Other industries have faced these geographic reckonings. Retailers who dismissed suburban malls, then e-commerce. Media titans who believed New York was the only place to be. Banks that underestimated the power of fintech operating from anywhere. The pattern is familiar: a period of disbelief, then reluctant acknowledgment, then a frantic scramble to adapt.
Our industry is in that critical period of acknowledgment right now. For some firms, the path forward will be bold geographic expansion. For others, it will be a deep investment in technology and specialization that makes location truly irrelevant. And for some, it will be a strategic decision to align with a partner better equipped to navigate this new, multi-polar world.

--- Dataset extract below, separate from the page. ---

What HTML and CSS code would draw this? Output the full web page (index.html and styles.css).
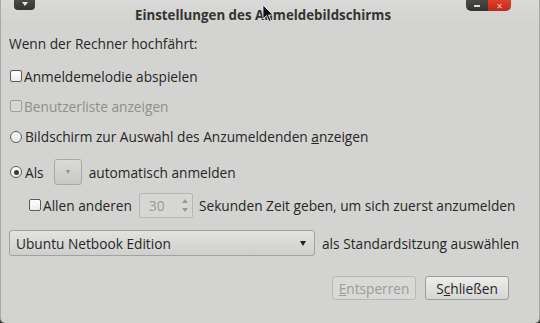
FILE: index.html
```html
<!DOCTYPE html>
<html lang="de">
<head>
    <meta charset="UTF-8">
    <title>Einstellungen des Anmeldebildschirms</title>
    <link rel="stylesheet" href="styles.css">
</head>
<body>

<div class="window">
    <div class="titlebar">
        <span class="menu-button"><span class="tri"></span></span>
        <span class="title">Einstellungen des Anmeldebildschirms</span>
        <span class="controls">
            <span class="min"></span>
            <span class="close">&#x2715;</span>
        </span>
        <svg class="cursor" width="12" height="19" viewBox="0 0 12 19">
            <path d="M1 1 L1 15 L4.5 11.5 L7 17.5 L9 16.7 L6.6 11 L11 11 Z" fill="#111" stroke="#eee" stroke-width="0.8"/>
        </svg>
    </div>

    <div class="content">
        <div class="row heading">Wenn der Rechner hochfährt:</div>

        <div class="row">
            <span class="check"></span>
            <span>Anmeldemelodie abspielen</span>
        </div>

        <div class="row disabled">
            <span class="check"></span>
            <span>Benutzerliste anzeigen</span>
        </div>

        <div class="row radio-row">
            <span class="radio"></span>
            <span>Bildschirm zur Auswahl des Anzumeldenden <u>a</u>nzeigen</span>
        </div>

        <div class="row auto-row">
            <span class="radio on"></span>
            <span>Als</span>
            <span class="small-combo"><span class="tri small"></span></span>
            <span>automatisch anmelden</span>
        </div>

        <div class="row indent">
            <span class="check"></span>
            <span>Allen anderen</span>
            <span class="spin">
                <span class="spin-value">30</span>
                <span class="spin-arrows">
                    <span class="up"></span>
                    <span class="down"></span>
                </span>
            </span>
            <span>Sekunden Zeit geben, um sich zuerst anzumelden</span>
        </div>

        <div class="row session">
            <span class="combo">
                <span>Ubuntu Netbook Edition</span>
                <span class="tri dark"></span>
            </span>
            <span>als Standardsitzung auswählen</span>
        </div>
    </div>

    <div class="actions">
        <button class="button" disabled><u>E</u>ntsperren</button>
        <button class="button">S<u>c</u>hließen</button>
    </div>
</div>

</body>
</html>
```

FILE: styles.css
```css
html
{
    font-family: "Open Sans", "DejaVu Sans", sans-serif;
    font-size: 13.7px;
    color: #262626;
}

body
{
    margin: 0;
    background: #3c3b37;
}

.window
{
    position: relative;
    box-sizing: border-box;
    width: 540px;
    height: 323px;
    background: #d3d3d1;
    border-left: 1px solid #a8a8a6;
    border-right: 1px solid #a8a8a6;
    border-radius: 0 0 5px 5px;
    display: flex;
    flex-direction: column;
}

.titlebar
{
    position: relative;
    height: 29px;
    display: flex;
    align-items: center;
    justify-content: center;
    background: linear-gradient(#d9d9d7, #d1d1cf);
}

.title
{
    font-weight: bold;
    font-size: 13.3px;
    color: #333331;
    margin: 1px 14px 0 0;
}

.menu-button
{
    position: absolute;
    top: 0;
    left: 13px;
    width: 21px;
    height: 10px;
    background: linear-gradient(#4a4945, #34332f);
    border-radius: 0 0 4px 4px;
    display: flex;
    justify-content: center;
    align-items: center;
}

.menu-button .tri
{
    border-top: 4px solid #e8e8e8;
    border-left: 3.5px solid transparent;
    border-right: 3.5px solid transparent;
    margin-top: -2px;
}

.controls
{
    position: absolute;
    top: 0;
    right: 28px;
    height: 11px;
    display: flex;
    border-radius: 0 0 5px 5px;
    overflow: hidden;
}

.controls .min
{
    width: 22px;
    background: linear-gradient(#4a4945, #34332f);
    position: relative;
}

.controls .min::after
{
    content: "";
    position: absolute;
    left: 8px;
    top: 5px;
    width: 6px;
    height: 2px;
    background: #ddd;
}

.controls .close
{
    width: 23px;
    background: linear-gradient(#e0402a, #c0281c);
    color: #f4d0c8;
    font-size: 8px;
    line-height: 11px;
    text-align: center;
    font-weight: bold;
}

.cursor
{
    position: absolute;
    left: 261px;
    top: 4px;
}

.content
{
    padding: 8px 8px 0 8px;
    flex: 1;
}

.row
{
    display: flex;
    align-items: center;
    height: 30px;
    white-space: nowrap;
}

.heading
{
    height: 12px;
    margin-bottom: 12px;
}

.row.disabled
{
    color: #8f8f8d;
}

.row.radio-row
{
    height: 31px;
}

.row.auto-row
{
    height: 40px;
}

.row.indent
{
    padding-left: 19px;
    height: 26px;
}

.check
{
    box-sizing: border-box;
    width: 12px;
    height: 12px;
    border: 1px solid #5a5a58;
    border-radius: 2px;
    background: linear-gradient(#ffffff, #ececec);
    margin: 0 2px 0 1px;
}

.disabled .check
{
    border-color: #a0a09e;
    background: #d6d6d4;
}

.radio
{
    box-sizing: border-box;
    width: 12px;
    height: 12px;
    border: 1px solid #5a5a58;
    border-radius: 50%;
    background: linear-gradient(#ffffff, #ececec);
    margin: 0 3px 0 1px;
    position: relative;
}

.radio.on::after
{
    content: "";
    position: absolute;
    left: 2.5px;
    top: 2.5px;
    width: 5px;
    height: 5px;
    border-radius: 50%;
    background: #3a3a3a;
}

.small-combo
{
    box-sizing: border-box;
    width: 28px;
    height: 26px;
    margin: 0 7px 0 10px;
    border: 1px solid #a8a8a6;
    border-radius: 3px;
    background: linear-gradient(#dadad8, #c8c8c6);
    display: flex;
    justify-content: center;
    align-items: center;
}

.tri
{
    width: 0;
    height: 0;
    border-top: 5px solid #333;
    border-left: 3.5px solid transparent;
    border-right: 3.5px solid transparent;
}

.tri.small
{
    border-top-color: #8f8f8d;
    border-top-width: 4px;
    border-left-width: 2.5px;
    border-right-width: 2.5px;
}

.spin
{
    box-sizing: border-box;
    width: 54px;
    height: 25px;
    margin: 0 6px 0 7px;
    border: 1px solid #b6b6b4;
    border-radius: 2px;
    background: #d6d6d4;
    display: flex;
    align-items: center;
    justify-content: space-between;
    padding: 0 4px 0 9px;
    color: #9a9a98;
}

.spin-arrows
{
    display: flex;
    flex-direction: column;
    gap: 5px;
}

.spin-arrows .up
{
    border-bottom: 4px solid #9a9a98;
    border-left: 3px solid transparent;
    border-right: 3px solid transparent;
}

.spin-arrows .down
{
    border-top: 4px solid #9a9a98;
    border-left: 3px solid transparent;
    border-right: 3px solid transparent;
}

.session
{
    margin-top: 12px;
    height: 26px;
}

.combo
{
    box-sizing: border-box;
    width: 306px;
    height: 26px;
    margin-right: 7px;
    padding: 0 8px 0 6px;
    border: 1px solid #a2a2a0;
    border-radius: 3px;
    background: linear-gradient(#e2e2e0, #cfcfcd);
    display: flex;
    align-items: center;
    justify-content: space-between;
}

.tri.dark
{
    border-top-color: #222;
}

.actions
{
    display: flex;
    justify-content: flex-end;
    gap: 9px;
    padding: 0 30px 23px 0;
}

.button
{
    font: inherit;
    width: 84px;
    height: 24px;
    border: 1px solid #9c9c9a;
    border-radius: 3px;
    background: linear-gradient(#ececea, #d6d6d4);
    color: #262626;
    padding: 0;
}

.button:disabled
{
    color: #9c9c9a;
    border-color: #b8b8b6;
    background: #d8d8d6;
}
```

The one strategy that is almost certainly doomed to fail? Complacency.
This geographic revolution demands a new way of thinking. It forces us to ask a fundamental question: Is your firm built for where the wealth was, or where it is going?
The advisory firms that will not just survive but thrive in this new era will be those that are more than just good fiduciaries or smart investors. They will be astute students of demography, keen observers of economic geography, and courageous enough to challenge the old assumptions. They will understand that today, the most critical insight might not be what their clients are investing in, but where they – and their future clients – are choosing to live, work, and build their legacies.
The map is being redrawn. It’s time to decide if you’re going to follow the old lines or help chart the new ones.